▸ THE EXERCISE
Give an exact transcription of every line, dropping the images.

─── DATASET EXCERPT ───

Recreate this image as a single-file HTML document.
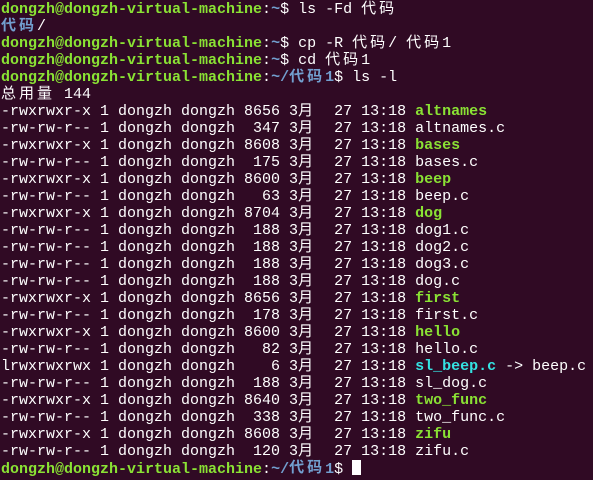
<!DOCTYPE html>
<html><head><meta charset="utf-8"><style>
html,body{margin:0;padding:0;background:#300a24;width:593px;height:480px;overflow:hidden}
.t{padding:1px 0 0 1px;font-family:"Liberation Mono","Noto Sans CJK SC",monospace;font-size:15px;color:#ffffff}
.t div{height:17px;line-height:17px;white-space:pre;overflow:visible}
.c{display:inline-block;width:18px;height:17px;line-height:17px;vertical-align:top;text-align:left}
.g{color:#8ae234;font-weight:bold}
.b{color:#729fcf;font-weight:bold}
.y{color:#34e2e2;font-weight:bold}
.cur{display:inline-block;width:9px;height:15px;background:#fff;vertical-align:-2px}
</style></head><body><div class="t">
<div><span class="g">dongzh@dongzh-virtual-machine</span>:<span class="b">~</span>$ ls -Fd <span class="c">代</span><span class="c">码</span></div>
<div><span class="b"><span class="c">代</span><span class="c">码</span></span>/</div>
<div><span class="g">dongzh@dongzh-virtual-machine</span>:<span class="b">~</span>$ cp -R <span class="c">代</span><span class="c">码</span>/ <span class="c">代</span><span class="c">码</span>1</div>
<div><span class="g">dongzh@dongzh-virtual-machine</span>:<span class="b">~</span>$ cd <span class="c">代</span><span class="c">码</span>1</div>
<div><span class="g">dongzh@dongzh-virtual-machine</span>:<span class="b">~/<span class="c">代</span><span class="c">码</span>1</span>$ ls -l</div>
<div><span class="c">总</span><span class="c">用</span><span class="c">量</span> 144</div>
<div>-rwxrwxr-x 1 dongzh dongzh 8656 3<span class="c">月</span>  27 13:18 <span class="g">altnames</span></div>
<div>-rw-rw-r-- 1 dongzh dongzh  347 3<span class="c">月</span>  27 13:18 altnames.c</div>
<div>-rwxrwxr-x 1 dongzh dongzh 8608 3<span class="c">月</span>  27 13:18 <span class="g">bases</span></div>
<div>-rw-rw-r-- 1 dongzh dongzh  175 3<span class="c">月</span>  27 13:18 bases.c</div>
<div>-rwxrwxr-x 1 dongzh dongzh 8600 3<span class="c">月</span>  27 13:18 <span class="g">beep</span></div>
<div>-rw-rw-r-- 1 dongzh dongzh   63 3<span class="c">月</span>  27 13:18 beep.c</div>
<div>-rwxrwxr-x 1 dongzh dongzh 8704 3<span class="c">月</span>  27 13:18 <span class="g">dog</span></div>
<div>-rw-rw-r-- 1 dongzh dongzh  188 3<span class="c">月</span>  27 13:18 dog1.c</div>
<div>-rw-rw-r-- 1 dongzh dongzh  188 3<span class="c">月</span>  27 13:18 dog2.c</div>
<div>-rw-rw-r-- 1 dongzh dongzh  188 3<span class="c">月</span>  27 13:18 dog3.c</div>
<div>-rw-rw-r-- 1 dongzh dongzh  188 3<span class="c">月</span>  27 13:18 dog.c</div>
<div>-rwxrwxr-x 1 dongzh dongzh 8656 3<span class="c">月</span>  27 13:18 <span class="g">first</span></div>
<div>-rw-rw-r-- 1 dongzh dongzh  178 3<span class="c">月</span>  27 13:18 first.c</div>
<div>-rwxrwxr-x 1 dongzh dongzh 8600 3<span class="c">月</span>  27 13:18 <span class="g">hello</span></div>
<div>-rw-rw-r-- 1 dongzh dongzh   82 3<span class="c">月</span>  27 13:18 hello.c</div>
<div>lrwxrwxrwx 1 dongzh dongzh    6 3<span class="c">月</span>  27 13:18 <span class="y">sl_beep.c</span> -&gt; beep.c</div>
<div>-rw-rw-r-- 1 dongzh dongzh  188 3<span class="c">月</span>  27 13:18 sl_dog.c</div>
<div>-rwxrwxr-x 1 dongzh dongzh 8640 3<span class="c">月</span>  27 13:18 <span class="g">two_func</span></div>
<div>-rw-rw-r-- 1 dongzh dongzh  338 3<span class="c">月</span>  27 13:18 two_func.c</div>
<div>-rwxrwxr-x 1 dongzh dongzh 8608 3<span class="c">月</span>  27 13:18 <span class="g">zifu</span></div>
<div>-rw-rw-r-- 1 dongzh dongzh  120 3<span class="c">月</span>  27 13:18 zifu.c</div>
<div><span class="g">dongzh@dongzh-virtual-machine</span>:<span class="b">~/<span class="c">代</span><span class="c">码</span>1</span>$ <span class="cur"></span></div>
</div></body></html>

───

▸ ANSWER TO THE PROBLEM
Recreate this image as a single-file HTML document.
<!DOCTYPE html>
<html><head><meta charset="utf-8"><style>
html,body{margin:0;padding:0;background:#300a24;width:593px;height:480px;overflow:hidden}
.t{padding:1px 0 0 1px;font-family:"Liberation Mono","Noto Sans CJK SC",monospace;font-size:15px;color:#ffffff}
.t div{height:17px;line-height:17px;white-space:pre;overflow:visible}
.c{display:inline-block;width:18px;height:17px;line-height:17px;vertical-align:top;text-align:left}
.g{color:#8ae234;font-weight:bold}
.b{color:#729fcf;font-weight:bold}
.y{color:#34e2e2;font-weight:bold}
.cur{display:inline-block;width:9px;height:15px;background:#fff;vertical-align:-2px}
</style></head><body><div class="t">
<div><span class="g">dongzh@dongzh-virtual-machine</span>:<span class="b">~</span>$ ls -Fd <span class="c">代</span><span class="c">码</span></div>
<div><span class="b"><span class="c">代</span><span class="c">码</span></span>/</div>
<div><span class="g">dongzh@dongzh-virtual-machine</span>:<span class="b">~</span>$ cp -R <span class="c">代</span><span class="c">码</span>/ <span class="c">代</span><span class="c">码</span>1</div>
<div><span class="g">dongzh@dongzh-virtual-machine</span>:<span class="b">~</span>$ cd <span class="c">代</span><span class="c">码</span>1</div>
<div><span class="g">dongzh@dongzh-virtual-machine</span>:<span class="b">~/<span class="c">代</span><span class="c">码</span>1</span>$ ls -l</div>
<div><span class="c">总</span><span class="c">用</span><span class="c">量</span> 144</div>
<div>-rwxrwxr-x 1 dongzh dongzh 8656 3<span class="c">月</span>  27 13:18 <span class="g">altnames</span></div>
<div>-rw-rw-r-- 1 dongzh dongzh  347 3<span class="c">月</span>  27 13:18 altnames.c</div>
<div>-rwxrwxr-x 1 dongzh dongzh 8608 3<span class="c">月</span>  27 13:18 <span class="g">bases</span></div>
<div>-rw-rw-r-- 1 dongzh dongzh  175 3<span class="c">月</span>  27 13:18 bases.c</div>
<div>-rwxrwxr-x 1 dongzh dongzh 8600 3<span class="c">月</span>  27 13:18 <span class="g">beep</span></div>
<div>-rw-rw-r-- 1 dongzh dongzh   63 3<span class="c">月</span>  27 13:18 beep.c</div>
<div>-rwxrwxr-x 1 dongzh dongzh 8704 3<span class="c">月</span>  27 13:18 <span class="g">dog</span></div>
<div>-rw-rw-r-- 1 dongzh dongzh  188 3<span class="c">月</span>  27 13:18 dog1.c</div>
<div>-rw-rw-r-- 1 dongzh dongzh  188 3<span class="c">月</span>  27 13:18 dog2.c</div>
<div>-rw-rw-r-- 1 dongzh dongzh  188 3<span class="c">月</span>  27 13:18 dog3.c</div>
<div>-rw-rw-r-- 1 dongzh dongzh  188 3<span class="c">月</span>  27 13:18 dog.c</div>
<div>-rwxrwxr-x 1 dongzh dongzh 8656 3<span class="c">月</span>  27 13:18 <span class="g">first</span></div>
<div>-rw-rw-r-- 1 dongzh dongzh  178 3<span class="c">月</span>  27 13:18 first.c</div>
<div>-rwxrwxr-x 1 dongzh dongzh 8600 3<span class="c">月</span>  27 13:18 <span class="g">hello</span></div>
<div>-rw-rw-r-- 1 dongzh dongzh   82 3<span class="c">月</span>  27 13:18 hello.c</div>
<div>lrwxrwxrwx 1 dongzh dongzh    6 3<span class="c">月</span>  27 13:18 <span class="y">sl_beep.c</span> -&gt; beep.c</div>
<div>-rw-rw-r-- 1 dongzh dongzh  188 3<span class="c">月</span>  27 13:18 sl_dog.c</div>
<div>-rwxrwxr-x 1 dongzh dongzh 8640 3<span class="c">月</span>  27 13:18 <span class="g">two_func</span></div>
<div>-rw-rw-r-- 1 dongzh dongzh  338 3<span class="c">月</span>  27 13:18 two_func.c</div>
<div>-rwxrwxr-x 1 dongzh dongzh 8608 3<span class="c">月</span>  27 13:18 <span class="g">zifu</span></div>
<div>-rw-rw-r-- 1 dongzh dongzh  120 3<span class="c">月</span>  27 13:18 zifu.c</div>
<div><span class="g">dongzh@dongzh-virtual-machine</span>:<span class="b">~/<span class="c">代</span><span class="c">码</span>1</span>$ <span class="cur"></span></div>
</div></body></html>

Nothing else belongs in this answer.